__Aim__
Give the material once more, word for word, without any images.

__Material provided__
----

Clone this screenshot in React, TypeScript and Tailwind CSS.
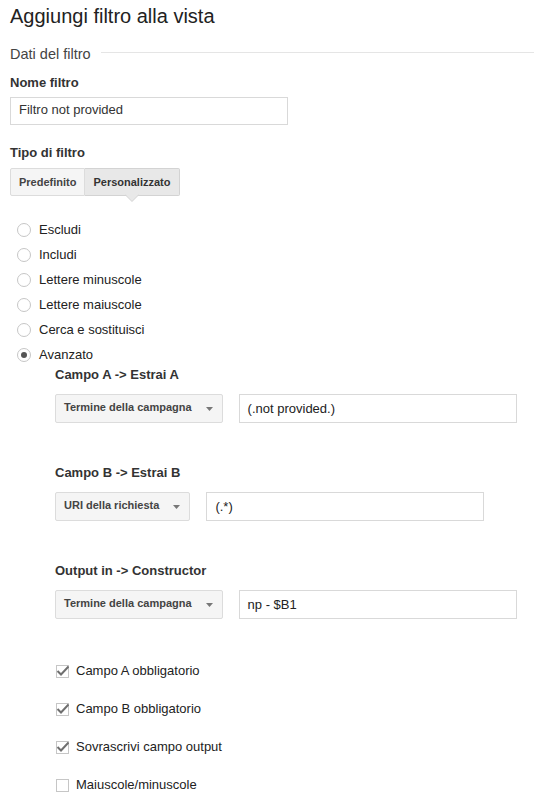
import React from "react";

const radios = [
  { label: "Escludi", checked: false },
  { label: "Includi", checked: false },
  { label: "Lettere minuscole", checked: false },
  { label: "Lettere maiuscole", checked: false },
  { label: "Cerca e sostituisci", checked: false },
  { label: "Avanzato", checked: true },
];

const checks = [
  { label: "Campo A obbligatorio", checked: true },
  { label: "Campo B obbligatorio", checked: true },
  { label: "Sovrascrivi campo output", checked: true },
  { label: "Maiuscole/minuscole", checked: false },
];

function Select({ value }: { value: string }) {
  return (
    <div className="flex h-[29px] items-center gap-[14px] rounded-[2px] border border-[#dcdcdc] bg-[#f5f5f5] pl-[8px] pr-[9px]">
      <span className="pb-[2px] text-[11px] font-bold leading-[25px] text-[#444]">{value}</span>
      <svg width="7" height="4" viewBox="0 0 7 4" className="mt-[1px]">
        <polygon points="0,0 7,0 3.5,4" fill="#777" />
      </svg>
    </div>
  );
}

function TextBox({ value }: { value: string }) {
  return (
    <div className="ml-[16px] h-[29px] w-[278px] border border-[#d9d9d9] bg-white px-[8px] text-[13px] leading-[27px] text-[#222]">
      {value}
    </div>
  );
}

function FieldRow({ label, select, value, first }: { label: string; select: string; value: string; first?: boolean }) {
  return (
    <div className={first ? "" : "mt-[42px]"}>
      <div className="text-[13px] font-bold leading-[16px] text-[#333]">{label}</div>
      <div className="mt-[11px] flex items-start">
        <Select value={select} />
        <TextBox value={value} />
      </div>
    </div>
  );
}

export default function App() {
  return (
    <div className="min-h-screen bg-white px-[10px] pb-[20px] font-['Liberation_Sans',Arial,sans-serif] text-[#222]">
      {/* Title */}
      <h1 className="pt-[4px] text-[20px] font-normal leading-[24px] text-[#222]">Aggiungi filtro alla vista</h1>

      {/* Section heading */}
      <div className="-mr-[10px] mt-[17px] flex items-start">
        <span className="text-[14.5px] leading-[18px] text-[#444]">Dati del filtro</span>
        <div className="ml-[10px] mt-[7px] h-px flex-1 bg-[#e5e5e5]" />
      </div>

      <div className="mt-[12px] text-[13px] font-bold leading-[16px] text-[#333]">Nome filtro</div>
      <div className="mt-[6px] h-[28px] w-[278px] border border-[#d9d9d9] px-[8px] text-[13px] leading-[24px] text-[#333]">
        Filtro not provided
      </div>

      <div className="mt-[20px] text-[13px] font-bold leading-[16px] text-[#333]">Tipo di filtro</div>
      <div className="mt-[7px] flex">
        <div className="rounded-l-[2px] border border-[#dcdcdc] bg-[#f5f5f5] px-[8px] text-[11px] font-bold leading-[26px] text-[#444]">
          Predefinito
        </div>
        <div className="relative rounded-r-[2px] border border-l-0 border-[#d3d3d3] bg-[#e8e8e8] pl-[8px] pr-[9px] text-[11px] font-bold leading-[26px] text-[#333]">
          Personalizzato
          <svg width="14" height="8" viewBox="0 0 14 8" className="absolute left-1/2 top-full -ml-[7px] -mt-px">
            <polygon points="0,0.5 14,0.5 7,7.5" fill="#e8e8e8" />
            <polyline points="0,0.5 7,7.5 14,0.5" fill="none" stroke="#d3d3d3" strokeWidth="1" />
          </svg>
        </div>
      </div>

      {/* Radio options */}
      <div className="ml-[7px] mt-[21px]">
        {radios.map((r) => (
          <div key={r.label} className="flex h-[25px] items-center gap-[8px]">
            <span className="flex h-[14px] w-[14px] items-center justify-center rounded-full border border-[#c6c6c6] bg-white">
              {r.checked && <span className="h-[6px] w-[6px] rounded-full bg-[#555]" />}
            </span>
            <span className="text-[13px] leading-[16px] text-[#222]">{r.label}</span>
          </div>
        ))}
      </div>

      {/* Advanced fields */}
      <div className="ml-[45px]">
        <FieldRow first label="Campo A -> Estrai A" select="Termine della campagna" value="(.not provided.)" />
        <FieldRow label="Campo B -> Estrai B" select="URI della richiesta" value="(.*)" />
        <FieldRow label="Output in -> Constructor" select="Termine della campagna" value="np - $B1" />

        <div className="mt-[44px] flex flex-col gap-[22px]">
          {checks.map((c) => (
            <div key={c.label} className="flex h-[16px] items-center">
              <span className="relative ml-px h-[13px] w-[13px] border border-[#c6c6c6] bg-white">
                {c.checked && (
                  <svg width="13" height="13" viewBox="0 0 13 13" className="absolute -left-px -top-px">
                    <polyline points="1.5,6 5,9.5 12.5,1.5" fill="none" stroke="#6f6f6f" strokeWidth="2" />
                  </svg>
                )}
              </span>
              <span className="ml-[7px] text-[13px] leading-[16px] text-[#222]">{c.label}</span>
            </div>
          ))}
        </div>
      </div>
    </div>
  );
}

----

__Answer below__
Clone this screenshot in React, TypeScript and Tailwind CSS.
import React from "react";

const radios = [
  { label: "Escludi", checked: false },
  { label: "Includi", checked: false },
  { label: "Lettere minuscole", checked: false },
  { label: "Lettere maiuscole", checked: false },
  { label: "Cerca e sostituisci", checked: false },
  { label: "Avanzato", checked: true },
];

const checks = [
  { label: "Campo A obbligatorio", checked: true },
  { label: "Campo B obbligatorio", checked: true },
  { label: "Sovrascrivi campo output", checked: true },
  { label: "Maiuscole/minuscole", checked: false },
];

function Select({ value }: { value: string }) {
  return (
    <div className="flex h-[29px] items-center gap-[14px] rounded-[2px] border border-[#dcdcdc] bg-[#f5f5f5] pl-[8px] pr-[9px]">
      <span className="pb-[2px] text-[11px] font-bold leading-[25px] text-[#444]">{value}</span>
      <svg width="7" height="4" viewBox="0 0 7 4" className="mt-[1px]">
        <polygon points="0,0 7,0 3.5,4" fill="#777" />
      </svg>
    </div>
  );
}

function TextBox({ value }: { value: string }) {
  return (
    <div className="ml-[16px] h-[29px] w-[278px] border border-[#d9d9d9] bg-white px-[8px] text-[13px] leading-[27px] text-[#222]">
      {value}
    </div>
  );
}

function FieldRow({ label, select, value, first }: { label: string; select: string; value: string; first?: boolean }) {
  return (
    <div className={first ? "" : "mt-[42px]"}>
      <div className="text-[13px] font-bold leading-[16px] text-[#333]">{label}</div>
      <div className="mt-[11px] flex items-start">
        <Select value={select} />
        <TextBox value={value} />
      </div>
    </div>
  );
}

export default function App() {
  return (
    <div className="min-h-screen bg-white px-[10px] pb-[20px] font-['Liberation_Sans',Arial,sans-serif] text-[#222]">
      {/* Title */}
      <h1 className="pt-[4px] text-[20px] font-normal leading-[24px] text-[#222]">Aggiungi filtro alla vista</h1>

      {/* Section heading */}
      <div className="-mr-[10px] mt-[17px] flex items-start">
        <span className="text-[14.5px] leading-[18px] text-[#444]">Dati del filtro</span>
        <div className="ml-[10px] mt-[7px] h-px flex-1 bg-[#e5e5e5]" />
      </div>

      <div className="mt-[12px] text-[13px] font-bold leading-[16px] text-[#333]">Nome filtro</div>
      <div className="mt-[6px] h-[28px] w-[278px] border border-[#d9d9d9] px-[8px] text-[13px] leading-[24px] text-[#333]">
        Filtro not provided
      </div>

      <div className="mt-[20px] text-[13px] font-bold leading-[16px] text-[#333]">Tipo di filtro</div>
      <div className="mt-[7px] flex">
        <div className="rounded-l-[2px] border border-[#dcdcdc] bg-[#f5f5f5] px-[8px] text-[11px] font-bold leading-[26px] text-[#444]">
          Predefinito
        </div>
        <div className="relative rounded-r-[2px] border border-l-0 border-[#d3d3d3] bg-[#e8e8e8] pl-[8px] pr-[9px] text-[11px] font-bold leading-[26px] text-[#333]">
          Personalizzato
          <svg width="14" height="8" viewBox="0 0 14 8" className="absolute left-1/2 top-full -ml-[7px] -mt-px">
            <polygon points="0,0.5 14,0.5 7,7.5" fill="#e8e8e8" />
            <polyline points="0,0.5 7,7.5 14,0.5" fill="none" stroke="#d3d3d3" strokeWidth="1" />
          </svg>
        </div>
      </div>

      {/* Radio options */}
      <div className="ml-[7px] mt-[21px]">
        {radios.map((r) => (
          <div key={r.label} className="flex h-[25px] items-center gap-[8px]">
            <span className="flex h-[14px] w-[14px] items-center justify-center rounded-full border border-[#c6c6c6] bg-white">
              {r.checked && <span className="h-[6px] w-[6px] rounded-full bg-[#555]" />}
            </span>
            <span className="text-[13px] leading-[16px] text-[#222]">{r.label}</span>
          </div>
        ))}
      </div>

      {/* Advanced fields */}
      <div className="ml-[45px]">
        <FieldRow first label="Campo A -> Estrai A" select="Termine della campagna" value="(.not provided.)" />
        <FieldRow label="Campo B -> Estrai B" select="URI della richiesta" value="(.*)" />
        <FieldRow label="Output in -> Constructor" select="Termine della campagna" value="np - $B1" />

        <div className="mt-[44px] flex flex-col gap-[22px]">
          {checks.map((c) => (
            <div key={c.label} className="flex h-[16px] items-center">
              <span className="relative ml-px h-[13px] w-[13px] border border-[#c6c6c6] bg-white">
                {c.checked && (
                  <svg width="13" height="13" viewBox="0 0 13 13" className="absolute -left-px -top-px">
                    <polyline points="1.5,6 5,9.5 12.5,1.5" fill="none" stroke="#6f6f6f" strokeWidth="2" />
                  </svg>
                )}
              </span>
              <span className="ml-[7px] text-[13px] leading-[16px] text-[#222]">{c.label}</span>
            </div>
          ))}
        </div>
      </div>
    </div>
  );
}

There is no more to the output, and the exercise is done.